Missional
/ˈmɪʃ.ən.əl/
adjective
From Latin missio (a sending), from mittere (to send). A late 20th-century theological adjective describing a church or Christian life oriented around God's mission (missio Dei) in the world. Popularized through the missional church movement of the 1990s-2000s.

📖 Biblical Definition

At its best, "missional" recovers the biblical truth that the church exists not for itself but for the mission of God. The Father sent the Son (John 20:21), the Son sends the church (Matthew 28:19-20), and the Spirit empowers the witness (Acts 1:8). Every believer is a sent one. The church is not a building people come to but a people God sends out. This is genuinely biblical: Israel was to be a light to the nations (Isaiah 49:6), and the New Testament church understood itself as an embassy of the kingdom of heaven (2 Corinthians 5:20).

📜 Webster 1828 Definition

The word "missional" did not exist in 1828. See MISSION.

expand to see more

MIS'SION, n. [L. missio, from mitto, to send.] 1. The act of sending, or the state of being sent. 2. Persons sent; any number of persons appointed by authority to perform any service; particularly, persons sent to propagate religion. Note: Webster's definition centers on being sent by authority for a specific purpose — particularly the propagation of religion. This is the core meaning the "missional" movement seeks to recover.

📖 Key Scripture

John 20:21 — "As the Father has sent me, even so I am sending you."

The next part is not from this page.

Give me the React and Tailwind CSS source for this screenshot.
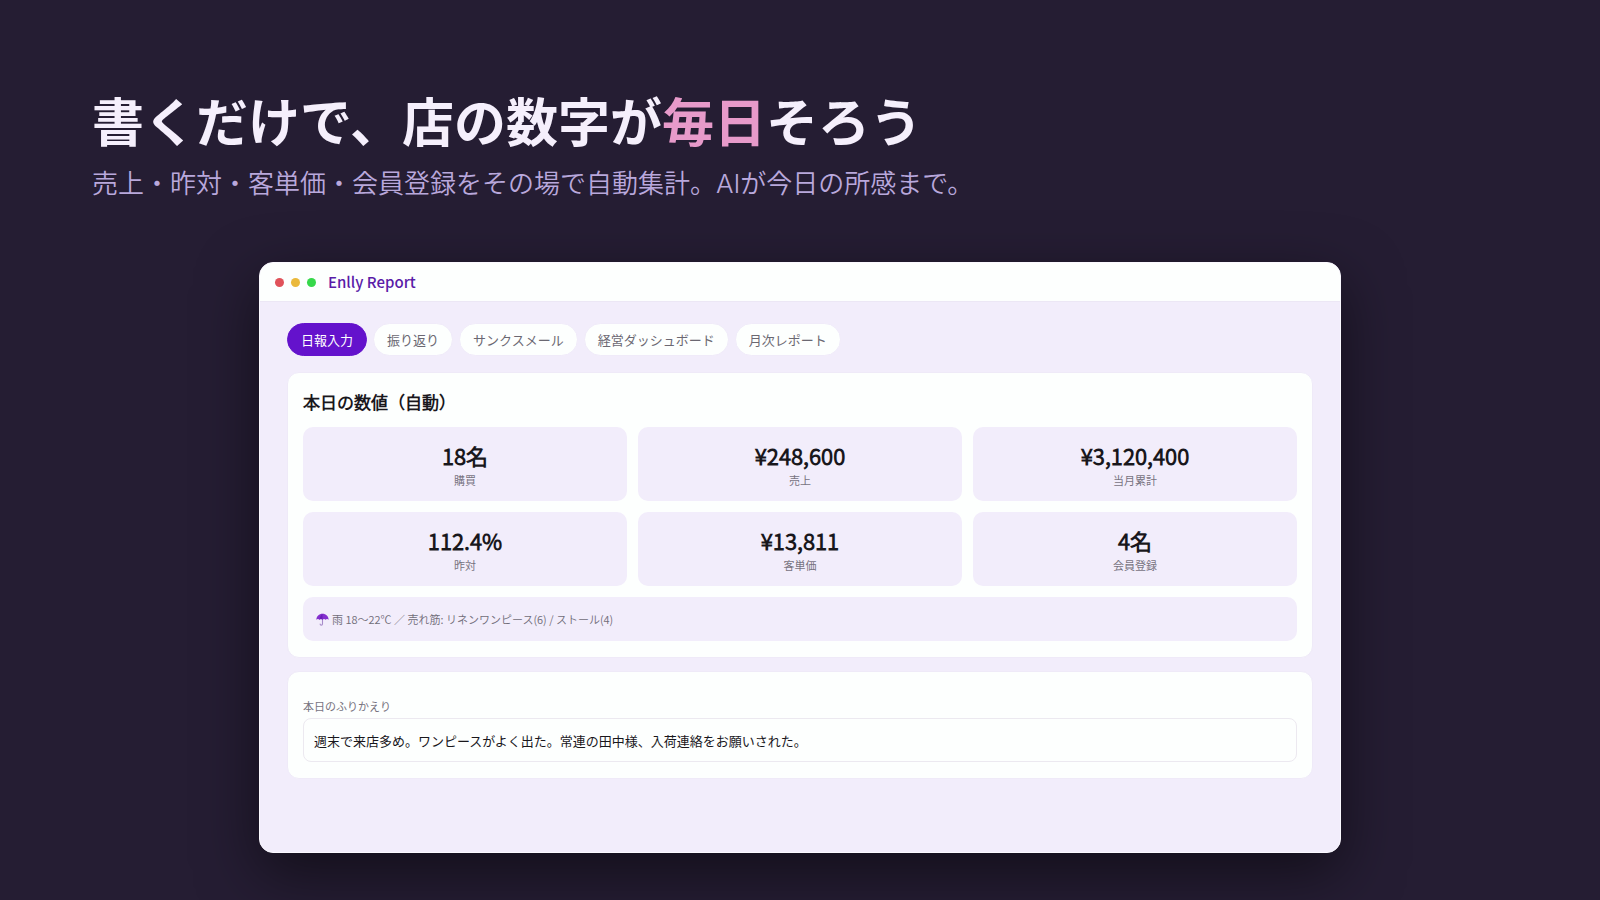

Acts 1:8 — "You will be my witnesses in Jerusalem and in all Judea and Samaria, and to the end of the earth."

Matthew 28:19-20 — "Go therefore and make disciples of all nations."

2 Corinthians 5:20 — "We are ambassadors for Christ, God making His appeal through us."

⚠️ Modern Corruption

The word has become a buzzword that replaces evangelism with social activism.

expand to see more

While the missional movement began with a valid recovery of the sent nature of the church, it has frequently devolved into two errors. First, "missional" has become a buzzword emptied of content — churches rebrand everything as "missional" without changing anything substantive about their life or practice. Second, and more dangerously, "missional" has been used to replace gospel proclamation with social action. Being "missional" becomes serving in soup kitchens, pursuing justice causes, and engaging culture — all good things — while the call to repentance, the proclamation of the cross, and the call to saving faith fade into the background. The missio Dei in Scripture centers on the reconciliation of sinners to God through Christ — not merely the betterment of social conditions.

Usage

• "A truly missional church does not merely serve the community — it proclaims Christ to the community while serving it."

• "The word 'missional' is only useful if it means what Jesus meant: 'As the Father has sent me, even so I am sending you' — sent to call sinners to repentance."